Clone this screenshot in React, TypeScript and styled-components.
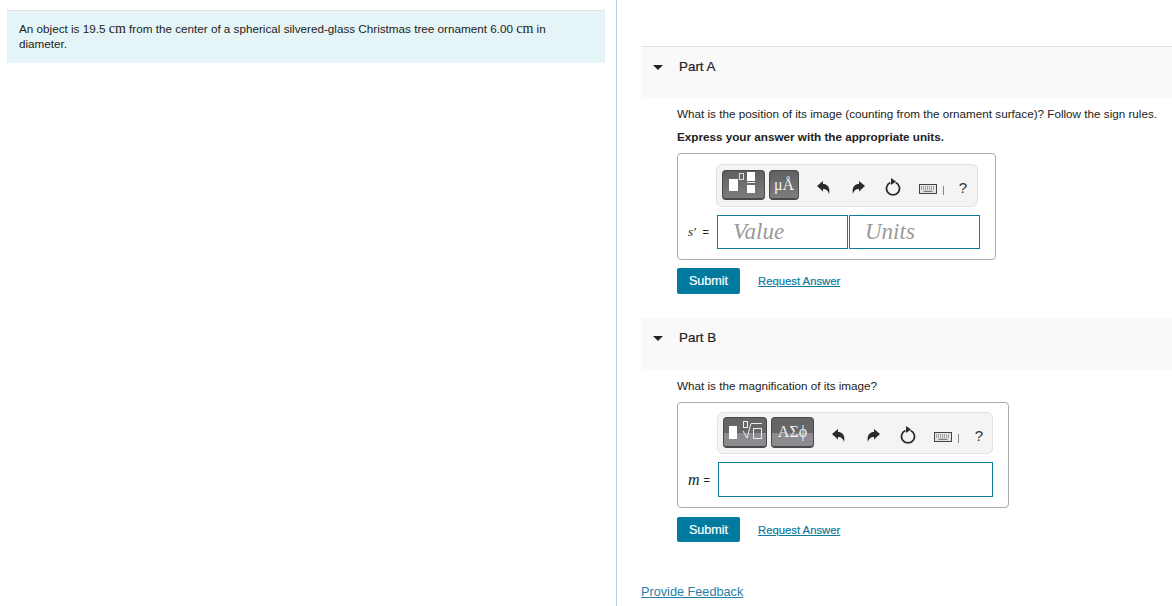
import React from 'react';
import styled, { createGlobalStyle } from 'styled-components';

const GlobalStyle = createGlobalStyle`
	html, body {
		margin: 0;
		padding: 0;
		background: #fff;
		font-family: 'Liberation Sans', Arial, sans-serif;
		color: #222;
	}
`;

const Page = styled.div`
	display: flex;
	width: 1172px;
	height: 606px;
	overflow: hidden;
`;

const LeftColumn = styled.div`
	width: 617px;
	flex: none;
	padding: 10px 11px 0 7px;
	box-sizing: border-box;
	border-right: 1px solid #bdd0e0;
`;

const Intro = styled.div`
	border-top: 1px solid #dfe3e6;
	background: #e5f5f7;
	height: 53px;
	box-sizing: border-box;
	padding: 10px 50px 0 12px;
	font-size: 11.7px;
	line-height: 15px;
`;

const Unit = styled.span`
	font-family: 'Liberation Serif', serif;
	font-size: 14px;
	line-height: 1;
`;

const RightColumn = styled.div`
	flex: 1;
	padding: 46px 0 0 24px;
	min-width: 0;
`;

const PartHeader = styled.div<{ $ruled?: boolean }>`
	display: flex;
	align-items: flex-start;
	height: 51px;
	box-sizing: border-box;
	padding: 12px 0 0 12px;
	background: #f9f9f9;
	border-top: ${(p) => (p.$ruled ? '1px solid #e0e0e0' : '0')};
`;

const Caret = styled.span`
	width: 0;
	height: 0;
	margin: 6px 16px 0 0;
	border-left: 5px solid transparent;
	border-right: 5px solid transparent;
	border-top: 5px solid #222;
`;

const PartTitle = styled.h2`
	margin: 0;
	font-size: 13.4px;
	line-height: 16px;
	font-weight: 400;
	-webkit-text-stroke: 0.2px #222;
`;

const PartBody = styled.div`
	padding-left: 36px;
`;

const Question = styled.p`
	margin: 9px 0 0;
	font-size: 11.7px;
	line-height: 15px;
	white-space: nowrap;
`;

const Instruction = styled.p`
	margin: 8px 0 0;
	font-size: 11.7px;
	line-height: 15px;
	font-weight: 700;
`;

const AnswerBox = styled.div<{ $width: number; $height: number; $top: number; $pad: number }>`
	width: ${(p) => p.$width}px;
	height: ${(p) => p.$height}px;
	margin-top: ${(p) => p.$top}px;
	box-sizing: border-box;
	border: 1px solid #aaa;
	border-radius: 4px;
	padding: ${(p) => p.$pad}px 0 0 10px;
`;

const Toolbar = styled.div<{ $width: number; $height: number; $left: number; $padTop: number }>`
	display: flex;
	align-items: flex-start;
	width: ${(p) => p.$width}px;
	height: ${(p) => p.$height}px;
	margin-left: ${(p) => p.$left}px;
	box-sizing: border-box;
	padding: ${(p) => p.$padTop}px 0 0 5px;
	background: #f4f4f4;
	border: 1px solid #e2e2e2;
	border-radius: 6px;
`;

const TemplateButton = styled.div<{ $width: number; $height: number; $split?: boolean }>`
	display: flex;
	align-items: center;
	justify-content: center;
	width: ${(p) => p.$width}px;
	height: ${(p) => p.$height}px;
	margin-right: 4px;
	flex: none;
	box-sizing: border-box;
	border: 1px solid #4a4a4a;
	border-bottom-width: 2px;
	border-radius: 4px;
	background: ${(p) =>
		p.$split ? 'linear-gradient(#666668 52%, #8c8c90 52%)' : 'linear-gradient(#5f5f61, #7d7d80)'};
	color: #f2f2f2;
	font-family: 'Liberation Serif', serif;
	font-size: 16px;
	white-space: nowrap;
`;

const ToolIcons = styled.div<{ $top: number }>`
	display: flex;
	align-items: center;
	height: 32px;
	margin-top: ${(p) => p.$top}px;
	padding-left: 3px;
	flex: none;
`;

const ToolSlot = styled.span<{ $width: number; $drop?: number; $inset?: number }>`
	display: flex;
	align-items: center;
	justify-content: center;
	width: ${(p) => p.$width}px;
	margin-top: ${(p) => p.$drop || 0}px;
	padding-left: ${(p) => p.$inset || 0}px;
	box-sizing: border-box;
	flex: none;
`;

const Pipe = styled.span`
	width: 1px;
	height: 9px;
	margin-top: 7px;
	background: #888;
	flex: none;
`;

const Help = styled.span`
	font-size: 15px;
	color: #333;
`;

const InputRow = styled.div<{ $top: number }>`
	display: flex;
	align-items: center;
	margin-top: ${(p) => p.$top}px;
`;

const VarLabel = styled.span<{ $width: number; $size: number }>`
	display: flex;
	justify-content: space-between;
	align-items: center;
	width: ${(p) => p.$width}px;
	margin-right: 8px;
	flex: none;
	white-space: nowrap;
	font-family: 'Liberation Serif', serif;
	font-style: italic;
	font-size: ${(p) => p.$size}px;
`;

const Equals = styled.span`
	font-family: 'Liberation Sans', sans-serif;
	font-style: normal;
	font-size: 11px;
`;

const Field = styled.div<{ $width: number; $height: number }>`
	width: ${(p) => p.$width}px;
	height: ${(p) => p.$height}px;
	margin-right: 1px;
	box-sizing: border-box;
	flex: none;
	padding-left: 15px;
	border: 1px solid #0f7c9c;
	font-family: 'Liberation Serif', serif;
	font-style: italic;
	font-size: 23px;
	line-height: 31px;
	color: #9a9a9a;
`;

const Actions = styled.div<{ $top: number }>`
	display: flex;
	align-items: center;
	gap: 18px;
	margin-top: ${(p) => p.$top}px;
`;

const SubmitButton = styled.button<{ $height: number }>`
	width: 63px;
	height: ${(p) => p.$height}px;
	padding: 0;
	border: 0;
	border-radius: 2px;
	background: #007b9f;
	color: #fff;
	font-family: 'Liberation Sans', sans-serif;
	font-size: 12.6px;
	-webkit-text-stroke: 0.2px #fff;
`;

const RequestLink = styled.a`
	font-size: 11.3px;
	color: #0d7a9e;
	text-decoration: underline;
	-webkit-text-stroke: 0.2px #0d7a9e;
	cursor: pointer;
`;

const FeedbackLink = styled.a`
	display: block;
	margin-top: 42px;
	font-size: 12.7px;
	line-height: 16px;
	color: #2a7ea8;
	text-decoration: underline;
	cursor: pointer;
`;

const Spacer = styled.div<{ $height: number }>`
	height: ${(p) => p.$height}px;
`;

// small glyph drawings used by the toolbar
const UndoIcon = () => (
	<svg width="13" height="13" viewBox="0 0 13 13">
		<path d="M0 5 L6 0 V3 C10.5 3 13.5 6.5 12 13 C11 9.5 9.5 8 6 8 V10.4 Z" fill="#2b2b2b" />
	</svg>
);

const RedoIcon = () => (
	<svg width="13" height="13" viewBox="0 0 13 13">
		<path d="M13 5 L7 0 V3 C2.5 3 -0.5 6.5 1 13 C2 9.5 3.5 8 7 8 V10.4 Z" fill="#2b2b2b" />
	</svg>
);

const ResetIcon = () => (
	<svg width="16" height="18" viewBox="0 0 16 18">
		<path d="M5.4 4.5 A6.5 6.5 0 1 0 10.6 4.5" fill="none" stroke="#2b2b2b" strokeWidth="1.8" />
		<path d="M6 0 L11 3.6 L6 7 Z" fill="#2b2b2b" />
	</svg>
);

const KeyboardIcon = () => (
	<svg width="18" height="10" viewBox="0 0 18 10">
		<rect x="0.5" y="0.5" width="17" height="9" fill="#e4e4e4" stroke="#444" />
		<path d="M2 3 H16 M2 5 H16" stroke="#666" strokeWidth="1" strokeDasharray="1 1" />
		<path d="M4.5 7.3 H13.5" stroke="#666" strokeWidth="1" />
	</svg>
);

const FractionGlyph = () => (
	<svg width="41" height="27" viewBox="0 0 41 27">
		<rect x="6" y="8" width="9" height="12" fill="#fff" />
		<rect x="16.5" y="2.5" width="4" height="6" fill="none" stroke="#ddd" />
		<rect x="24" y="1" width="8" height="9" fill="#fff" />
		<rect x="24" y="11" width="8" height="1" fill="#eee" />
		<rect x="24" y="14" width="8" height="8" fill="#fff" />
	</svg>
);

const RadicalGlyph = () => (
	<svg width="42" height="28" viewBox="0 0 42 28">
		<rect x="5" y="8" width="8" height="13" fill="#fff" />
		<rect x="19.5" y="3.5" width="4" height="6" fill="none" stroke="#eee" />
		<path d="M19 13 L23 20 L27 5.5 H38" fill="none" stroke="#eee" />
		<rect x="29.5" y="10.5" width="8" height="10" fill="none" stroke="#eee" />
	</svg>
);

const ToolbarIcons: React.FC<{ helpWidth: number; top: number }> = ({ helpWidth, top }) => (
	<ToolIcons $top={top}>
		<ToolSlot $width={35}><UndoIcon /></ToolSlot>
		<ToolSlot $width={35}><RedoIcon /></ToolSlot>
		<ToolSlot $width={33}><ResetIcon /></ToolSlot>
		<ToolSlot $width={34} $inset={4} $drop={4}><KeyboardIcon /></ToolSlot>
		<Pipe />
		<ToolSlot $width={helpWidth}><Help>?</Help></ToolSlot>
	</ToolIcons>
);

const App: React.FC = () => (
	<Page>
		<GlobalStyle />
		<LeftColumn>
			<Intro>
				An object is 19.5 <Unit>cm</Unit> from the center of a spherical silvered-glass Christmas tree ornament 6.00{' '}
				<Unit>cm</Unit> in diameter.
			</Intro>
		</LeftColumn>
		<RightColumn>
			<PartHeader $ruled>
				<Caret />
				<PartTitle>Part A</PartTitle>
			</PartHeader>
			<PartBody>
				<Question>What is the position of its image (counting from the ornament surface)? Follow the sign rules.</Question>
				<Instruction>Express your answer with the appropriate units.</Instruction>
				<AnswerBox $width={319} $height={107} $top={9} $pad={10}>
					<Toolbar $width={262} $height={43} $left={28} $padTop={5}>
						<TemplateButton $width={43} $height={30}>
							<FractionGlyph />
						</TemplateButton>
						<TemplateButton $width={30} $height={30}>
							μÅ
						</TemplateButton>
						<ToolbarIcons helpWidth={38} top={1} />
					</Toolbar>
					<InputRow $top={8}>
						<VarLabel $width={21} $size={13}>
							s′<Equals>=</Equals>
						</VarLabel>
						<Field $width={131} $height={34}>Value</Field>
						<Field $width={131} $height={34}>Units</Field>
					</InputRow>
				</AnswerBox>
				<Actions $top={8}>
					<SubmitButton $height={26}>Submit</SubmitButton>
					<RequestLink>Request Answer</RequestLink>
				</Actions>
			</PartBody>
			<Spacer $height={24} />
			<PartHeader>
				<Caret />
				<PartTitle>Part B</PartTitle>
			</PartHeader>
			<PartBody>
				<Question>What is the magnification of its image?</Question>
				<AnswerBox $width={332} $height={106} $top={9} $pad={9}>
					<Toolbar $width={276} $height={42} $left={29} $padTop={4}>
						<TemplateButton $width={44} $height={31} $split>
							<RadicalGlyph />
						</TemplateButton>
						<TemplateButton $width={43} $height={31} $split>
							ΑΣϕ
						</TemplateButton>
						<ToolbarIcons helpWidth={40} top={2} />
					</Toolbar>
					<InputRow $top={8}>
						<VarLabel $width={22} $size={16}>
							m<Equals>=</Equals>
						</VarLabel>
						<Field $width={275} $height={35} />
					</InputRow>
				</AnswerBox>
				<Actions $top={9}>
					<SubmitButton $height={25}>Submit</SubmitButton>
					<RequestLink>Request Answer</RequestLink>
				</Actions>
			</PartBody>
			<FeedbackLink>Provide Feedback</FeedbackLink>
		</RightColumn>
	</Page>
);

export default App;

#### Exercise goal
Pick out lines containing the word "components", each one as written.

#### Task response
Clone this screenshot in React, TypeScript and styled-components.
import styled, { createGlobalStyle } from 'styled-components';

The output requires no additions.